Taylor’s mastery of medium also extends to their singular relationship with color. “I crave really bright colors. I like how it feels on my eyes,” they muse. “I also have these big emotions that don’t always translate to realistic colors, so I want to show what I am feeling through the vibrancy of the colors.”
In Eye Contact I and II the same face greets me in two different color palettes: One cast in pale hues with gentle crimson accents and the other in bright pinks and oranges. I can tell I am looking at two portraits of the same person by the soft blue of their eyes. These faces avoid me—their averted eyes signal states of disquiet and obfuscated emotion. I learned from Taylor that they are self-portraits.
“They’re not supposed to be exactly, fully realistic,” Taylor explained. “They’re extremes of how I’m feeling about myself.”
Many of the drawings in this exhibition reference personal photos of their partner, close friends, and themself. Taylor strategically triangulates enigmatic posturing, ambiguous gender, and uncertain emotionality of each of their subjects, and I must constantly shed my inclination to name and categorize as I bear witness to their shifting states. Unmasking begins to emerge within the subtlest gestures these subjects make toward an existence not yet known to me.
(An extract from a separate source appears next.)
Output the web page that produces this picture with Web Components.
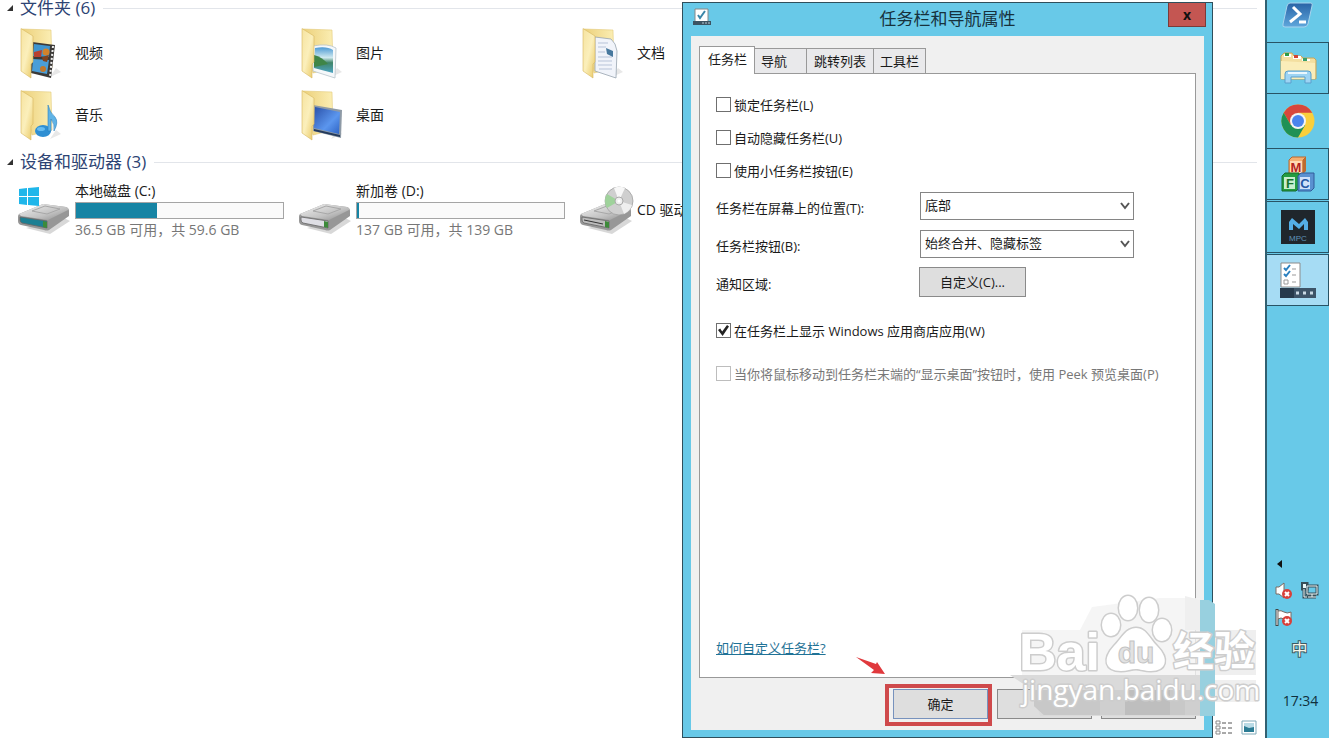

Conclusiveness has no place in my relationship to them.
However, when I catch sight of Taylor’s drawing the bather (a very cold winter), I am filled with recognition, as if I am looking at a different version of my body: A person with pale skin lies in a bathtub, their large hands tucked up under their chin. I wonder, are they trying to hide their chest from my view, or are they just shivering? Their legs press together, and swells of pink and red accent their knees. Their gaze turns down, as if to assess their figure.
“I’ve been thinking a lot about the slow horror show of being in a body and just how complicated that feels and how I’d like to be outside of it so often,” Taylor mused during our conversation. They studied Pierre Bonnard’s (b. 1867-d. 1947) paintings of nude bathers before embarking on this drawing, eventually rendering a new bather who bears witness to their own body. For my part, I struggle to ascertain the tenor of this bather’s expression: Are they displeased or contented, uncomfortable or at ease? I realize that this drawing reminds me of the bathtub as a site of imagination and play dating back to early childhood—a soothing and private environment, which was one of the earliest sites of my own unmasking.
In this way, “Breathe when you need to” invites me to reflect on my own history and identity through conduits of intimate portraiture. Taylor’s drawings illustrate that unmasking is an act of transition, at once beautiful and scary—and not always possible for those without the social privilege and secure relationships to support it. Taylor’s homage to Cahun points to the fallout of ill-fitting gendered masks, while reminding me that masks sometimes offer generative possibilities for queer experimentation and self-expression.
And while Taylor’s work hones in on the intersection of trans and neurodivergent experience, it also prompts me to consider the masks I wear throughout all aspects of my life. These ruminations leave me guessing how contemporary art audiences might react to Taylor’s show—perhaps some visitors will even begin to explore the implications of masking and unmasking for themselves.
“Breathe when you need to” opens June 10 at Nationale. Nationale is located at 15 SE 22nd Ave and is open Thursday through Monday from 11:00 am – 6:00 pm (Sundays 12:00-5:00 pm).